The search for returns: investor views on private equity in Africa
03 April 2014 | Surveys, Reports and Ratings | General | RisCura
African private equity perceived to be more attractive and profitable than other emerging markets.
Africa’s resilience to the global economic growth slow-down, its growing consumer base, and its many economic, political and social reforms, have all contributed to the continent being rated the most attractive destination for global emerging market private equity (PE) investors.
This is according to an inaugural study, The search for returns: Investor views on private equity in Africa, produced by RisCura, the South African Venture Capital and Private Equity Association (SAVCA) and the African Private Equity and Venture Capital Association (AVCA). The study charts investor attitudes to private equity in Africa, and was launched in Lagos today at the 11th Annual AVCA conference.
Those surveyed include family offices, endowments, banks, sovereign funds, foundations, pension funds, asset managers, development finance institutions, insurance companies and fund of funds (FoFs). Collectively, the respondents have over US$150 billion in global PE assets under management and undrawn commitments of US$50 billion.
"The results of the research show that a majority (70%) of institutional investors surveyed believe Africa is more attractive than other emerging markets,” says Rory Ord, Head of RisCura’s private equity valuation business.
"Global institutional investors are currently extremely optimistic towards African PE, with 85% of surveyed LPs indicating that they plan to increase their exposure to the continent’s PE over the next 24 months,” Ord says. Among the various types of investors surveyed, both African-focused and global fund of PE funds will spearhead the increase in exposure.
Says Michelle Kathryn Essomé, Chief Executive at AVCA: "This survey confirms a significant uptick in appetite for African PE among global investors, particularly among the newer investors in Africa such as fund of funds and family offices largely based in the USA.”
Earnings growth the primary driver
When asked to identify the main drivers of PE returns in Africa over the next 10 years, an overwhelming 69% of LPs identified earnings growth as the primary driver, in line with the high GDP growth rates forecast for most African countries and in contrast to other more developed markets. Furthermore, LPs do not expect leverage to play a significant role in the return on capital achieved. This may contribute to lowering the perceived risk of African PE.
"We would focus primarily on funds that make growth equity investments, and which will use very little if any leverage. As such, we expect that there would be operational improvement and enhanced market penetration of those companies, which will translate to earnings growth.” Survey Respondent.
The majority of respondents (80%) expect African PE returns to compare favourably to African listed equity over the next 10 years. However, some felt that the increased competition in the market, especially on the larger end of the deal scale, might affect returns.

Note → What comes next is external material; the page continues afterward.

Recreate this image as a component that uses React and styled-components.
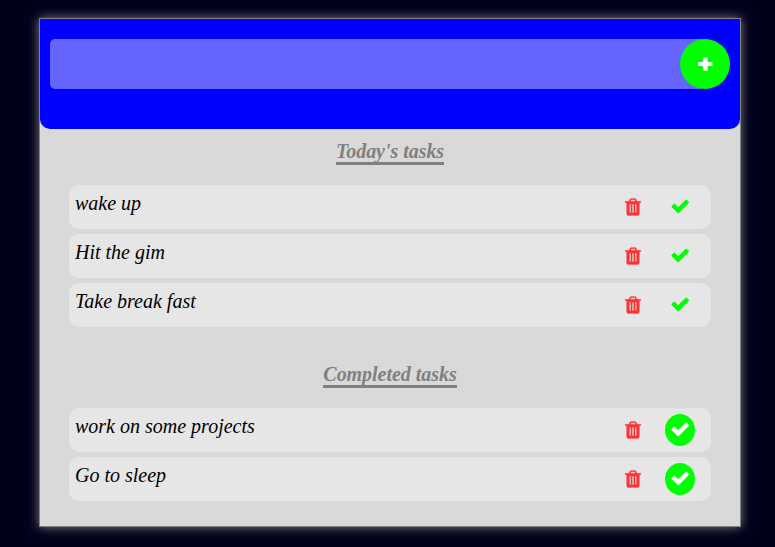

Survey respondents’ perceptions of the attractiveness of different african regions

As per the chart above the most respondents didn’t single out a favourite geographic region: More than half stated either that no particular region is more appealing than another, or said that the whole of Sub-Saharan Africa was the most attractive proposition. However, this result was closely followed by West Africa and then Southern Africa as leading sub-regions. The message appears to be that investors are looking more at industry sectors than geography. The continent’s large population and growth of per capita income make it an attractive region for consumer-oriented businesses. The consumer discretionary, financials and consumer staples are seen as the most attractive sectors in the next three years due to a combination of growth areas, capital needs and company valuations. The industrials sector, mining and real estate were considered the least attractive for private equity investment.
"This view is evident in recent deal-flow activity, which has favoured assets positioned to benefit from a growing middle class and lively growth prospects. Added to this, PE fund managers increasingly are broadening their investment mandates to cover regions within the continent, or the entire African continent, rather than single countries,” says Erika van der Merwe, CEO of SAVCA.
Political risk trails other factors as biggest challenge
The biggest challenge associated with investing in African PE compared to PE in other regions was the limited number of established GPs, followed by a perceived weak exit environment.
"While the perception of political risk is present in Africa, African institutional investors were, however, less concerned with political risk than non-African institutional investors. When considering environmental, social and governance (ESG) factors, institutional investors place a higher importance on governance in Africa than other ESG factors,” says Van der Merwe.
Africa-based funds preferred
Previously a large number of African investment funds were based in the major financial centres around the world. The institutional investors into PE funds that were surveyed, however, expressed a marked preference for managers based in their primary target market. They also said that regional funds are currently the preferred investment vehicle and 76% are willing to consider managers raising their first fund.